Kastom, at its core, is a peace-making system. It is designed so that we can all live together. Retribution for crimes committed, therefore, is not as easy as Hammurabi might have wanted when he prescribed an eye for an eye, a tooth for a tooth.
It may be difficult for outsiders to accept that a thief should suffer no greater punishment than a fine and public shaming, but that’s because they completely misjudge the importance of social standing and forgiveness in Vanuatu society. A known thief has a lot of bad karma to work off, and all his fellow villagers are happy to remind him of it, all day, every day.
Incarceration removes a wrongdoer from the approval – and opprobrium – of his peers. It subverts the most powerful tool that kastom has. Furthermore, the inflexibility of western legal systems leaves no room for discretion, which is the stock in trade of every good chief. When a chief talks about his ‘children’, he’s not just speaking metaphorically.
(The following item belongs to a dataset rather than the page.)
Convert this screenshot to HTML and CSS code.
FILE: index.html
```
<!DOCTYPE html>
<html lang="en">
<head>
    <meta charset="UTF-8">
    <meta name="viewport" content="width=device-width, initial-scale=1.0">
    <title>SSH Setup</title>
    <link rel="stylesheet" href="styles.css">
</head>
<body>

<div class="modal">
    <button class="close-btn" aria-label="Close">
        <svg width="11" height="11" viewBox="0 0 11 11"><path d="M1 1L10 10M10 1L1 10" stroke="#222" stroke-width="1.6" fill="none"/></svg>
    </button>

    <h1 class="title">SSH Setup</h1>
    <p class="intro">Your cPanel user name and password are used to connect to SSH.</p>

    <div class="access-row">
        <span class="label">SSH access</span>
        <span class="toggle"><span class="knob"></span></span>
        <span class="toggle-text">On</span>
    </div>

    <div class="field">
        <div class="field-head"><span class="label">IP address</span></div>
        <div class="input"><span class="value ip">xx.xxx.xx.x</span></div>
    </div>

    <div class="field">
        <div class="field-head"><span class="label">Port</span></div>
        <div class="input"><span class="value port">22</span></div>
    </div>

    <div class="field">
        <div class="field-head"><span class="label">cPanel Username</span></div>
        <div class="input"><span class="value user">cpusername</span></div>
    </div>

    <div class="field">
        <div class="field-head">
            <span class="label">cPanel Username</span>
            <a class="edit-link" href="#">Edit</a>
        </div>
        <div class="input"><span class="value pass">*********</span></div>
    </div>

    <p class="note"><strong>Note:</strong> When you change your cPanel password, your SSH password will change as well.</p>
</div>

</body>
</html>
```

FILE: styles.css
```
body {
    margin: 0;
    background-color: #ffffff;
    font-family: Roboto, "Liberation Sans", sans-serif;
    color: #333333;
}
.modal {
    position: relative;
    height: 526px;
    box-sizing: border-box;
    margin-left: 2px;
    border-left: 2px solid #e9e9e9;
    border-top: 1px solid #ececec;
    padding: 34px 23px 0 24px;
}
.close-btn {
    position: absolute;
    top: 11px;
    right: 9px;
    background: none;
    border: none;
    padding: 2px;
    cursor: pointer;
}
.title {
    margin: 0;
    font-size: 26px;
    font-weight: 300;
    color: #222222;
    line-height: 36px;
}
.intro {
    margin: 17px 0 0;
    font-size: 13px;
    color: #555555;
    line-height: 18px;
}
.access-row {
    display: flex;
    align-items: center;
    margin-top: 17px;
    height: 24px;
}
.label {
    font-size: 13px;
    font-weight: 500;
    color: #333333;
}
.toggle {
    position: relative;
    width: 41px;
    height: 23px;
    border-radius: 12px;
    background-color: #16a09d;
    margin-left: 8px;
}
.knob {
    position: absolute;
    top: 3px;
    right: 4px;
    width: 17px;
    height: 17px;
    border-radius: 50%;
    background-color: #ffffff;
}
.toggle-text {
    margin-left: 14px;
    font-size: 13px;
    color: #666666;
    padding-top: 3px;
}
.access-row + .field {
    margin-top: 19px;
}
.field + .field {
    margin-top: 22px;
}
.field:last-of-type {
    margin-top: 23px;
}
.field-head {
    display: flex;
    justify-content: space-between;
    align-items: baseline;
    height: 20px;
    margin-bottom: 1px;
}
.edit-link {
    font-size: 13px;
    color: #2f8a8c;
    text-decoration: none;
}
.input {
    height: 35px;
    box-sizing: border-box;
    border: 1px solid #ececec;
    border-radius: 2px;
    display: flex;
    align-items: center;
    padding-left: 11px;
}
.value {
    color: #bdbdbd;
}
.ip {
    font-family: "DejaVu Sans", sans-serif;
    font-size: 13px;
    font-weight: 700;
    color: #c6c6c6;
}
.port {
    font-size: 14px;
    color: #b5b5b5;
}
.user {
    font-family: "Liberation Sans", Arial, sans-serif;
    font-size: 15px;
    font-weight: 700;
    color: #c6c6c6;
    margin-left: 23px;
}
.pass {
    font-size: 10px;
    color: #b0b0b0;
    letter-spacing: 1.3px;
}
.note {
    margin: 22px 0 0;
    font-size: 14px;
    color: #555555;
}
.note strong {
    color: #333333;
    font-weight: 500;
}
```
Deep understanding of his people’s personalities and motivations rule his every insight.
None of this is to say that kastom can’t benefit from the influence from the core tenets of a society based on law, order and justice. No matter how hard I try, I have never been able to reconcile myself with the idea that a rape victim should be forced to marry her attacker. Nor can I accept that a woman beaten to within an inch of her life inside the family home is a private matter. I know that women in Vanuatu wholeheartedly agree.
Kastom is nothing if not mutable. It has transformed itself to meet the present need for over 3000 years. I know from countless conversations with chiefs from islands throughout Vanuatu that they recognise the need to adapt.
Most expats and foreign advisors, on the other hand, seem to want everything cut and dried. They simply assume that rule of law must be enforced in Vanuatu exactly as it is in Sydney, Brisbane and Paris. Until kastom informs our decisions, however, the criminal justice system will remain the hamstrung, ineffectual jumble of half-measures that it is today.